Au terme d’un règne exceptionnellement long, Elisabeth 1ère sent son astre et son ascendant décliner ; tourmentée, critiquée pour ses choix politiques hasardeux, elle tombe amoureuse d’un arriviste, Robert Devereux, dont la trahison finira par l’affaiblir en tant que femme et en tant que Reine. Bien que flamboyante et audacieuse, la partition qu’en a tiré l’auteur de Peter Grimes n’en est pas moins exigeante. D’une grande modernité de ton, elle allie à un discours musical profondément novateur, d’enivrantes références à la musique de cour élisabéthaine. Reconnaissable comme la plupart des œuvres de Britten, le style est éclatant, l’écriture orchestrale, des tutti puissants aux échos lointainement murmurés, virtuose, le traitement des voix définissant très précisément le profil psychologique de chaque personnage.
Le rôle-titre écrit pour des actrices-chanteuses chevronnées, capables de déclamer en tragédienne et de chanter avec autorité, ne s’improvise pas. Marqué par le passé par de fortes personnalités comme Joséphine Bartsow et Sarah Walker, c’est à Anna Caterina Antonacci en alternance avec Alexandra Deshorties, que Gloriana a été confiée à Madrid, dans la nouvelle production de David McVicar. Adeptes des reconstitutions historiques où l’élégance rivalise avec le respect, le metteur en scène écossais a une nouvelle fois réussi son pari. Le décor unique, un somptueux astrolabe dont le socle et les arcs dorés peuvent être actionnés pour se soulever, s’imbriquer et créer d’impressionnants effets visuels, rappelle combien l’astronomie était en vogue à la Renaissance dans l’Europe entière. Cette astucieuse scénographie (Robert Jones) permet également de résoudre les nombreux changements de lieux et de relier les scènes entre elles afin de gagner en fluidité. Le spectacle habilement réglé, s’attache à restituer ce qu’était la cour d’Elisabeth entre 1558 et 1603 avec ses scènes d’apparat, ses masques shakespeariens, ses danses extrêmement codifiées en opposition à quelques moments de pure intimité : parmi eux, celui où Gloriana est découverte les pieds dans une bassine, sans maquillage et sans perruque par Robert, d’une belle intensité dramatique. Costumes signés Brigitte Reiffenstuel, accessoires changés à vue, lumières blafardes (Adam Silverman), tout est ici soigné avec minutie et fidélité.
La présence en fosse d’Ivor Bolton n’est évidemment pas étrangère à cette réussite.

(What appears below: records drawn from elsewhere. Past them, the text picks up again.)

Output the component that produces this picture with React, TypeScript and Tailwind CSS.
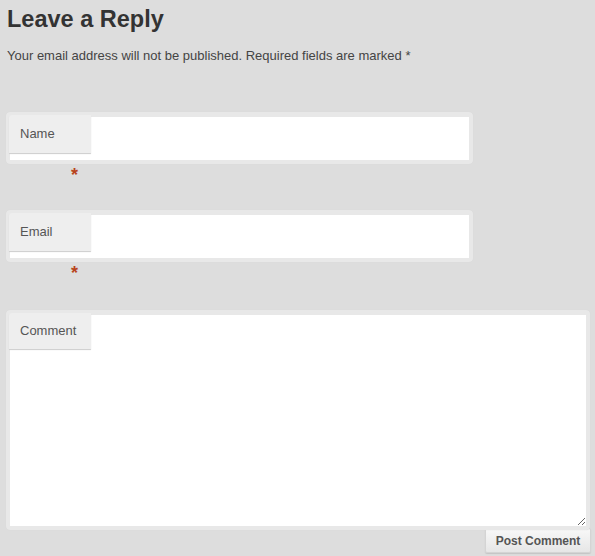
import React from "react";

const FONT = { fontFamily: '"Liberation Sans", Arial, sans-serif' };

function Field({ label, after }: { label: string; after: string }) {
  return (
    <div>
      <div className="relative w-[467px] h-[52px] rounded-[4px] bg-[#e8e8e8] px-[4px] pt-[5px] pb-[4px] shadow-[0_0_1px_#d0d0d0]">
        <input className="w-full h-full bg-white outline-none" />
        <label className="absolute left-[3px] top-[3px] w-[82px] h-[38px] flex items-center pl-[11px] bg-[#eeeeee] text-[13px] text-[#555] rounded-tl-[3px] shadow-[0_1px_1px_#cccccc]">
          {label}
        </label>
      </div>
      <div className={`${after} pl-[65px] pt-[2px] text-[18px] leading-[18px] font-bold text-[#b8441c]`}>*</div>
    </div>
  );
}

export default function App() {
  return (
    <div className="min-h-[556px] bg-[#dddddd] px-[6px] pt-[5px] text-[#333]" style={FONT}>
      <h2 className="text-[23.5px] leading-[28px] font-bold text-[#333] pl-[1px]">Leave a Reply</h2>
      <p className="mt-[15px] text-[13px] leading-[16px] text-[#444] pl-[1px]">
        Your email address will not be published. Required fields are marked *
      </p>

      <form className="mt-[48px]">
        <Field label="Name" after="h-[46px]" />
        <Field label="Email" after="h-[48px]" />

        <div className="relative w-[584px] h-[220px] rounded-[4px] bg-[#e8e8e8] px-[4px] pt-[5px] pb-[4px] shadow-[0_0_1px_#d0d0d0]">
          <textarea className="block w-full h-full bg-white outline-none resize-y" />
          <label className="absolute left-[3px] top-[3px] w-[82px] h-[36px] flex items-center pl-[11px] bg-[#eeeeee] text-[13px] text-[#555] rounded-tl-[3px] shadow-[0_1px_1px_#cccccc]">
            Comment
          </label>
        </div>

        <div className="flex justify-end -mt-[2px]">
          <button
            type="button"
            className="w-[106px] h-[25px] mr-[-2px] rounded-[2px] border border-[#d4d4d4] bg-gradient-to-b from-[#f8f8f8] to-[#e6e6e6] text-[12px] font-bold text-[#555] shadow-[0_1px_1px_#c4c4c4]"
          >
            Post Comment
          </button>
        </div>
      </form>
    </div>
  );
}
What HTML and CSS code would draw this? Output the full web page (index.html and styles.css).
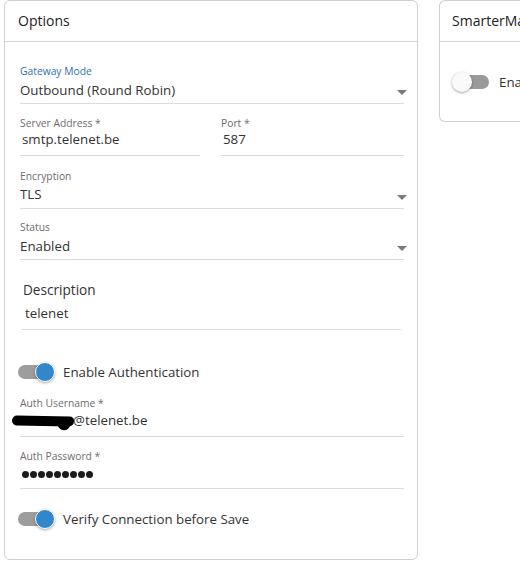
FILE: index.html
```html
<!DOCTYPE html>
<html>
<head>
<meta charset="utf-8">
<link rel="stylesheet" href="styles.css">
</head>
<body>
<div class="page">
  <section class="card card-options">
    <header class="card-head">Options</header>
    <div class="card-body">
      <div class="field select f-gateway">
        <div class="label label-focus">Gateway Mode</div>
        <div class="value">Outbound (Round Robin)</div>
        <span class="arrow"></span>
      </div>
      <div class="row f-server">
        <div class="field text">
          <div class="label">Server Address *</div>
          <div class="value indent">smtp.telenet.be</div>
        </div>
        <div class="field text">
          <div class="label">Port *</div>
          <div class="value indent">587</div>
        </div>
      </div>
      <div class="field select f-enc">
        <div class="label">Encryption</div>
        <div class="value">TLS</div>
        <span class="arrow"></span>
      </div>
      <div class="field select f-status">
        <div class="label">Status</div>
        <div class="value">Enabled</div>
        <span class="arrow"></span>
      </div>
      <div class="field desc f-desc">
        <div class="label-big">Description</div>
        <div class="value indent">telenet</div>
      </div>
      <div class="toggle-row f-auth">
        <span class="switch on"><span class="track"></span><span class="knob"></span></span>
        <span class="toggle-label">Enable Authentication</span>
      </div>
      <div class="field text f-user">
        <div class="label">Auth Username *</div>
        <div class="value"><span class="redact"></span><span class="user-text">@telenet.be</span></div>
      </div>
      <div class="field text f-pass">
        <div class="label">Auth Password *</div>
        <div class="value indent dots"><i></i><i></i><i></i><i></i><i></i><i></i><i></i><i></i><i></i></div>
      </div>
      <div class="toggle-row f-verify">
        <span class="switch on"><span class="track"></span><span class="knob"></span></span>
        <span class="toggle-label">Verify Connection before Save</span>
      </div>
    </div>
  </section>
  <section class="card card-smarter">
    <header class="card-head">SmarterMail</header>
    <div class="card-body body-smarter">
      <div class="toggle-row">
        <span class="switch off"><span class="track"></span><span class="knob"></span></span>
        <span class="toggle-label">Enable</span>
      </div>
    </div>
  </section>
</div>
</body>
</html>
```

FILE: styles.css
```css
* { box-sizing: border-box; }
html, body { margin: 0; padding: 0; background: #fff; }
body {
  font-family: "Open Sans", "Noto Sans", sans-serif;
  color: #333;
  width: 520px;
  height: 566px;
  overflow: hidden;
}
.page {
  display: flex;
  align-items: flex-start;
  gap: 21px;
  padding-left: 4px;
}
.card {
  border: 1px solid #cfcfcf;
  border-radius: 6px;
  background: #fff;
  flex-shrink: 0;
}
.card-options { width: 414px; height: 560px; }
.card-smarter { width: 120px; height: 122px; border-right: none; border-radius: 6px 0 0 6px; white-space: nowrap; overflow: hidden; }
.card-head {
  height: 41px;
  border-bottom: 1px solid #d6d6d6;
  font-size: 14px;
  line-height: 40px;
  padding-left: 13px;
  color: #222;
}
.card-smarter .card-head { padding-left: 12px; }
.card-body {
  display: flex;
  flex-direction: column;
  padding: 0 13px 0 15px;
}
.field { position: relative; border-bottom: 1px solid #dcdcdc; }
.label {
  font-size: 10.3px;
  line-height: 14px;
  height: 14px;
  color: #6e6e6e;
}
.label-focus { color: #2f6fb3; }
.label-big { font-size: 13.6px; line-height: 20px; color: #333; }
.value {
  font-size: 13.3px;
  line-height: 20px;
  height: 20px;
  color: #333;
  white-space: nowrap;
}
.indent { padding-left: 2px; }
.arrow {
  position: absolute;
  right: -3px;
  top: 26px;
  width: 0; height: 0;
  border-left: 5px solid transparent;
  border-right: 5px solid transparent;
  border-top: 5px solid #7a7a7a;
}
.row {
  display: grid;
  grid-template-columns: 180px 1fr;
  column-gap: 21px;
}
.f-gateway { margin-top: 22px; padding-bottom: 3px; }
.f-gateway .value { margin-top: 2px; }
.f-server { margin-top: 12px; }
.f-server .field { padding-bottom: 6px; }
.f-server .value { margin-top: -1px; }
.f-enc { margin-top: 13px; padding-bottom: 4px; }
.f-enc .value { margin-top: 1px; }
.f-status { margin-top: 11px; padding-bottom: 3px; }
.f-status .value { margin-top: 2px; }
.f-desc { margin: 20px 3px 0 2px; padding-bottom: 6px; padding-left: 1px; }
.f-desc .value { margin-top: 3px; }
.f-auth { margin-top: 31px; }
.f-user { margin-top: 13px; padding-bottom: 6px; }
.f-user .value { position: relative; }
.f-pass { margin-top: 12px; padding-bottom: 4px; }
.f-pass .value { margin-top: 1px; }
.f-verify { margin-top: 19px; }

.redact {
  position: absolute;
  left: -8px;
  top: 6px;
  width: 62px;
  height: 10px;
  background: #000;
  border-radius: 6px 5px 6px 6px;
  transform: rotate(1deg);
}
.redact::after {
  content: "";
  position: absolute;
  right: 4px;
  top: 2px;
  width: 12px;
  height: 12px;
  background: #000;
  border-radius: 50%;
}
.user-text { margin-left: 53px; }

.dots { display: flex; align-items: center; gap: 1px; }
.dots i {
  display: block;
  width: 7px; height: 7px;
  border-radius: 50%;
  background: #1a1a1a;
}

.toggle-row {
  display: flex;
  align-items: center;
  height: 22px;
  margin-left: -2px;
}
.switch {
  position: relative;
  width: 37px;
  height: 22px;
  flex-shrink: 0;
}
.track {
  position: absolute;
  top: 4px;
  width: 33px;
  height: 14px;
  border-radius: 7px;
  background: #9d9d9d;
}
.knob {
  position: absolute;
  top: 1px;
  width: 20px;
  height: 20px;
  border-radius: 50%;
  box-shadow: 0 1px 3px rgba(0,0,0,0.35);
}
.switch.on .track { left: 0; }
.switch.on .knob { left: 17px; background: #3187ca; border: 1.5px solid #fff; }
.switch.off .track { left: 4px; background: #9a9a9a; }
.switch.off .knob { left: 0; background: #fafafa; }
.toggle-label { font-size: 13.3px; color: #333; margin-left: 8px; white-space: nowrap; }
.body-smarter { padding: 29px 0 0 12px; }
.body-smarter .toggle-row { margin-left: 0; }
.body-smarter .toggle-label { margin-left: 10px; }
```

À la tête de l’orchestre du Real, le chef britannique propose une direction racée, cinglante et passionnée soumise à une tension permanente. La mise en place des ensembles est admirable, le travail sur les couleurs éblouissant, orchestre, chœur et solistes étant traités avec une attention particulière.
Anna Caterina Antonacci n’aurait sans doute pas accepté d’aborder Gloriana sans avoir David McVicar à ses côtés, qui l’a déjà dirigée dans Carmen et Les Troyens. Très central, le rôle tombe sans un pli sur sa tessiture, la cantatrice parvenant à s’imposer dans les parties chantées comme dans les passages parlés où ses dons de comédienne se déploient avec assurance. Dominateur, le personnage qu’elle défend n’a rien de monolithique, car la femme tourmentée, vieillissante et fatalement vulnérable s’expriment malgré l’étiquette et les conventions qui la broient. Quasi maternelle face à Robert pendant le splendide duo « Happy where he could finish forth his fate », elle tient son rang en public, avant de nous émouvoir pendant sa prière (final du 1er acte) et l’épilogue qui conclut l’œuvre dans une sorte de délire.
L’italianité naturelle et les phrasés solaires de Leonardo Capalbo constituent de sérieux atouts pour le chanteur italo-américain, très en voix, qui rompt sans le vouloir, la tradition perpétrée depuis Peter Pears jusqu’à Philip Langridge et Anthony Rolfe-Johnson, dont les timbres étaient plus éthérés. Mountjoy, son rival, trouve en Duncan Rock un interprète de grande qualité, tandis que Leigh Melrose (Cecil), David Soar (Raleigh) et Benedict Nelson (Cuffe) sont d’excellents partenaires. La mezzo Paula Murrihy (Frances) et Sophie Bevan (Pénélope) sont idéales comme les membres du chœur très sollicités dans cet opéra, que l’on pourra revoir à Londres puis à Amsterdam à une date encore inconnue.